Durante l’attacco israeliano a Gaza la voce meno ascoltata è stata sicuramente quella degli eterni incompresi. Gli arabi israeliani, coloro che hanno deciso di stare entro la linea del 1967 e ottenere così il passaporto israeliano ottenendo lo status di cittadini, seppur con alcune limitazioni in quanto arabi e non ebrei. Una componente che rappresenta il 20% della popolazione d’Israele e che, secondo il sondaggio National Resilience Survey 2008, condotto dall’Università di Tel Aviv, per il 43% si definisce “arabo-palestinese”, mentre solo il 15% si ritiene “arabo-israeliana” e il restante 4% “musulmano-israeliana”. Un dato che esprime chiaramente le difficoltà di questa minoranza nel darsi un’identità precisa, soprattutto in relazione al rapporto col popolo palestinese e allo Stato d’Israele.
In vista delle prossime elezioni politiche previste per il 10 febbraio, gli arabi israeliani si presenteranno in diverse liste autonome, già presenti anche nel precedente parlamento e di cui il Movimento arabo per il cambiamento é sicuramente il più rappresentativo. Un’alleanza che aspira a difendere nelle sedi politiche i diritti degli arabi israeliani, puntando a mantenere e rafforzare il legame con il popolo palestinese e sostenendo il processo di pace e la nascita di uno stato palestinese accanto a quello israeliano. Tra le maggiori richieste del Movimento, fondato e tuttora guidato da Ahmad Tibi, vi è la rivendicazione di una nuova politica di “discriminazione positiva” per favorire le pari opportunità per i cittadini arabi rispetto agli ebrei nel campo dell’occupazione lavorativa nei settori pubblici, come l’istruzione o la sanità.

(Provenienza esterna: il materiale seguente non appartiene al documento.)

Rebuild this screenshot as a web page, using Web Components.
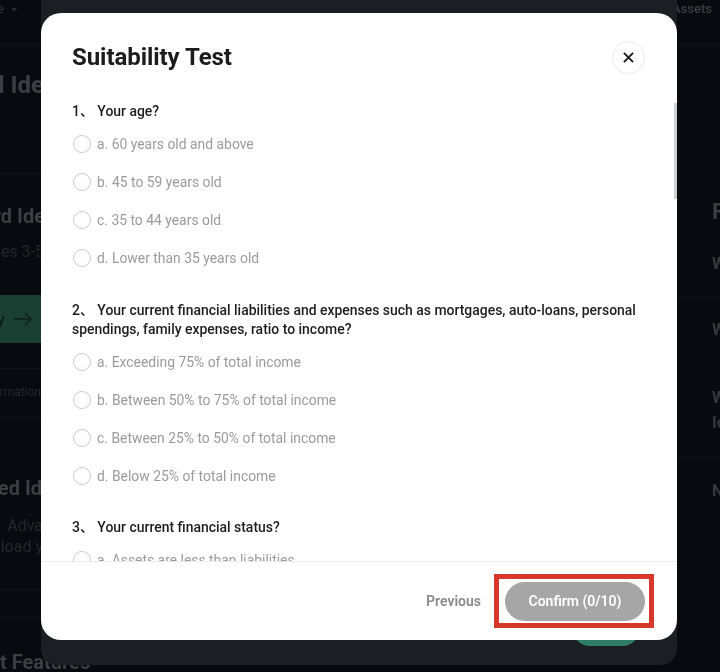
<!doctype html>
<html lang="en"><head><meta charset="utf-8"><title>Suitability Test</title>
<style>
html,body{margin:0;padding:0;height:100%;background:#070a0f;}
body{font-family:Roboto,"Noto Sans CJK SC",sans-serif;overflow:hidden;}
</style></head><body>
<bg-page>
  <suit-modal heading="Suitability Test">
    <suit-question style="margin-bottom:1px" text="1、 Your age?">
      <suit-option>a. 60 years old and above</suit-option>
      <suit-option>b. 45 to 59 years old</suit-option>
      <suit-option>c. 35 to 44 years old</suit-option>
      <suit-option>d. Lower than 35 years old</suit-option>
    </suit-question>
    <suit-question text="2、 Your current financial liabilities and expenses such as mortgages, auto-loans, personal spendings, family expenses, ratio to income?">
      <suit-option>a. Exceeding 75% of total income</suit-option>
      <suit-option>b. Between 50% to 75% of total income</suit-option>
      <suit-option>c. Between 25% to 50% of total income</suit-option>
      <suit-option>d. Below 25% of total income</suit-option>
    </suit-question>
    <suit-question text="3、 Your current financial status?">
      <suit-option>a. Assets are less than liabilities</suit-option>
    </suit-question>
  </suit-modal>
</bg-page>
<script>
function el(name, css, html){
  customElements.define(name, class extends HTMLElement{
    connectedCallback(){
      if(this.shadowRoot) return;
      const r=this.attachShadow({mode:'open'});
      const body=typeof html==='function'?html(this):html;
      r.innerHTML='<style>'+css+'</style>'+body;
    }
  });
}
el('bg-page',`
:host{display:block;width:720px;height:672px;position:relative;overflow:hidden;background:#070a0f;filter:blur(.45px);font-family:Roboto,"Noto Sans CJK SC",sans-serif}
.cols{display:grid;grid-template-columns:41px 636px 43px;height:672px}
.l{display:flex;flex-direction:column;position:relative}
.r{display:flex;flex-direction:column;grid-column:3;overflow:hidden}
.row{display:flex;justify-content:flex-end;white-space:nowrap;overflow:hidden;width:41px;flex:none}
.b{font-weight:700;color:#3c3e42}
.rule{height:1px;background:#101318;flex:none}
.green{height:48px;background:#1a3f33;display:flex;justify-content:flex-end;align-items:center;gap:9px;width:41px;overflow:hidden;color:#0d1f1a;font-size:17px;font-weight:500;flex:none}
.green svg{flex:none}
.dim{color:#25272b;font-size:16px;line-height:21px}
.tail{white-space:nowrap;font-weight:700;color:#3c3e42;font-size:20px;line-height:28px;flex:none}
.rt{color:#36383c;font-weight:700;white-space:nowrap;padding-left:35px;font-size:16px;line-height:20px;flex:none}
.panel{position:absolute;left:41px;top:0;width:636px;height:665px;background:#1b1e23;border-radius:0 0 16px 16px}
.pill{position:absolute;left:531px;top:610px;width:68px;height:36px;background:#2f7d63;border-radius:18px}
.slot{position:absolute;left:0;top:13px;width:636px;height:627px}
`,`
<div class="cols">
  <div class="l">
    <div class="row" style="height:18px;font-size:13px;color:#36383c;line-height:18px;justify-content:flex-start;margin-left:-3px"><span>e</span><svg width="8" height="6" viewBox="0 0 8 6" style="margin:7px 0 0 6px"><path d="M1 1.2 4 4.6 7 1.2Z" fill="#2c2e32"/></svg></div>
    <div class="rule" style="margin-top:26px"></div>
    <div class="row b" style="margin-top:25px;font-size:24px;line-height:30px"><span style="margin-right:-3px">l Ide</span></div>
    <div class="rule" style="margin-top:73px"></div>
    <div class="row b" style="margin-top:29px;font-size:20px;line-height:26px"><span style="margin-right:-4px">rd Ide</span></div>
    <div class="row dim" style="margin-top:12px"><span style="margin-right:-3px">es 3-5</span></div>
    <div class="green" style="margin-top:33px"><span>y</span><svg width="18" height="14" viewBox="0 0 18 14" fill="none" stroke="#0d1f1a" stroke-width="1.4" style="margin-right:9px"><path d="M0 7H17M11 1l6 6-6 6"/></svg></div>
    <div class="rule" style="margin-top:25px"></div>
    <div class="row dim" style="margin-top:13px;font-size:12px;line-height:20px"><span>rmation</span></div>
    <div class="rule" style="margin-top:15px"></div>
    <div class="row b" style="margin-top:57px;font-size:20px;line-height:26px"><span style="margin-right:-1px">ed Id</span></div>
    <div class="row dim" style="margin-top:14px"><span style="margin-right:-2px">Adva</span></div>
    <div class="row dim"><span style="margin-right:-2px">load y</span></div>
    <div class="rule" style="margin-top:32px"></div>
    <div class="rule" style="margin-top:27px"></div>
    <div class="tail" style="margin-top:30px"><span>t Features</span></div>
  </div>
  <div class="r">
    <div style="height:18px;font-size:13px;line-height:18px;color:#3c3e42;font-weight:500;white-space:nowrap;margin-left:-5px;flex:none">Assets</div>
    <div class="rule" style="margin-top:26px"></div>
    <div class="rt" style="margin-top:155px;font-size:22px;line-height:24px;color:#3a3c40">F</div>
    <div class="rt" style="margin-top:30px">W</div>
    <div class="rule" style="margin-top:23px"></div>
    <div class="rt" style="margin-top:22px">W</div>
    <div class="rt" style="margin-top:48px">W</div>
    <div class="rt" style="margin-top:5px">Io</div>
    <div class="rule" style="margin-top:24px"></div>
    <div class="rt" style="margin-top:23px">N</div>
  </div>
</div>
<div class="panel"><div class="pill"></div><div class="slot"><slot></slot></div></div>
`);
el('suit-modal',`
:host{display:flex;flex-direction:column;width:636px;height:627px;background:#fff;border-radius:20px;overflow:hidden;position:relative;color:#1a1a1a}
header{flex:none;height:89px;box-sizing:border-box;padding:28px 32px 0 31px;display:flex;justify-content:space-between;align-items:flex-start}
h1{margin:0;font-size:24px;line-height:32px;font-weight:700;color:#1c1c1c;letter-spacing:-.06px}
.x{width:33px;height:33px;box-sizing:border-box;border:1px solid #ebebeb;border-radius:50%;display:flex;align-items:center;justify-content:center;background:#fff}
main{flex:1;min-height:0;overflow:hidden;padding:0 31px;display:flex;flex-direction:column;gap:23px}
footer{flex:none;height:79px;box-sizing:border-box;border-top:1px solid #ececec;display:flex;justify-content:flex-end;align-items:center;padding:0 32px 0 0;gap:24px}
.prev{font-size:14px;font-weight:600;color:#8a8a8a}
.conf{width:140px;height:39px;border-radius:20px;background:#a6a6a6;color:#fff;font-size:14px;font-weight:600;display:flex;align-items:center;justify-content:center}
.bar{position:absolute;right:0;top:90px;width:3px;height:96px;background:#cfcfcf}
.mark{position:absolute;left:453px;top:561px;width:159.5px;height:54px;box-sizing:border-box;border:5px solid #d8372b}
`,h=>`
<header><h1>${h.getAttribute('heading')}</h1>
<div class="x"><svg width="11" height="11" viewBox="0 0 12 12" fill="none" stroke="#1c1c1c" stroke-width="2.1"><path d="M1 1 11 11M11 1 1 11"/></svg></div></header>
<main><slot></slot></main>
<footer><span class="prev">Previous</span><span class="conf">Confirm (0/10)</span></footer>
<div class="bar"></div><div class="mark"></div>
`);
el('suit-question',`
:host{display:block;flex:none}
.q{font-size:13.95px;line-height:19px;font-weight:500;color:#1d1d1d;margin:0 0 4px}
.opts{display:flex;flex-direction:column}
`,h=>`<p class="q">${h.getAttribute('text')}</p><div class="opts"><slot></slot></div>`);
el('suit-option',`
:host{display:flex;align-items:center;height:38px;gap:6px;color:#9b9b9b;font-size:13.9px;padding-left:1px}
.r{width:18px;height:18px;box-sizing:border-box;border:1.5px solid #c9c9c9;border-radius:50%;flex:none;background:#fff}
`,`<span class="r"></span><span><slot></slot></span>`);
</script>
</body></html>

Una presenza politica significativa, che allo stesso tempo dimostra sicuramente la buona volontà dello Stato di Israele di intrattenere un rapporto istituzionale di riconoscimento della minoranza araba, ma che al contempo evidenzia alcune grosse ambiguità, come denunciano i leader del Movimento arabo per il cambiamento, a partire dalle disuguaglianze su base religiosa tra ebrei e non ebrei in alcuni settori chiave della vita sociale ed economica. E ancora più evidente è stata la richiesta da parte dell’estrema destra israeliana di escludere lo stesso movimento di Tibi dalle elezioni politiche. Fortunatamente la Corte suprema ha respinto la richiesta, e il gruppo di Tibi ora si prepara a giocarsi una lunga battaglia per convincere gli arabi d’Israele a partecipare attivamente nelle prossime elezioni.
Una sfida democratica molto difficile e complicata, dato che la maggior parte degli arabi israeliani si sente molto legata alla causa palestinese, anche per le strette parentele con i palestinesi di Gaza o della Cisgiordania. Partecipare e votare alle prossime elezioni israeliane, soprattutto in un contesto come quello attuale, rappresenta un ennesimo sacrificio difficile da digerire, in contrasto apparentemente con la solidarietà dimostrata nelle ultime settimane con il popolo di Gaza. E questo Tibi lo ha spesso ripetuto, chiedendo al suo popolo uno sforzo per avere maggiore peso nello scacchiere politico di Tel Aviv. Una presenza araba in bilico. Cittadini in crisi d’identità, accusati talvolta sia da Israele che dal popolo arabo di ambiguità e tradimento.
E l’ultima vittima di questo fragile quanto complicato posizionamento è stato proprio l’ormai ex deputato arabo israeliano Azmi Bishara, condannato da un tribunale di Tel Aviv di alto tradimento per aver intrapreso rapporti con Hezbollah durante la passata guerra israelo-libanese e di fatto messo in esilio nella vicina Amman. Ora tra gli arabi d’Israele c’è chi vocifera sulla possibile stessa fine per Ahmad Tibi, reo di aver stretto la mano al presidente siriano Assad. Speriamo che almeno questa volta si facciano sentire i democratici israeliani. In nome dell’unica democrazia del Medio Oriente.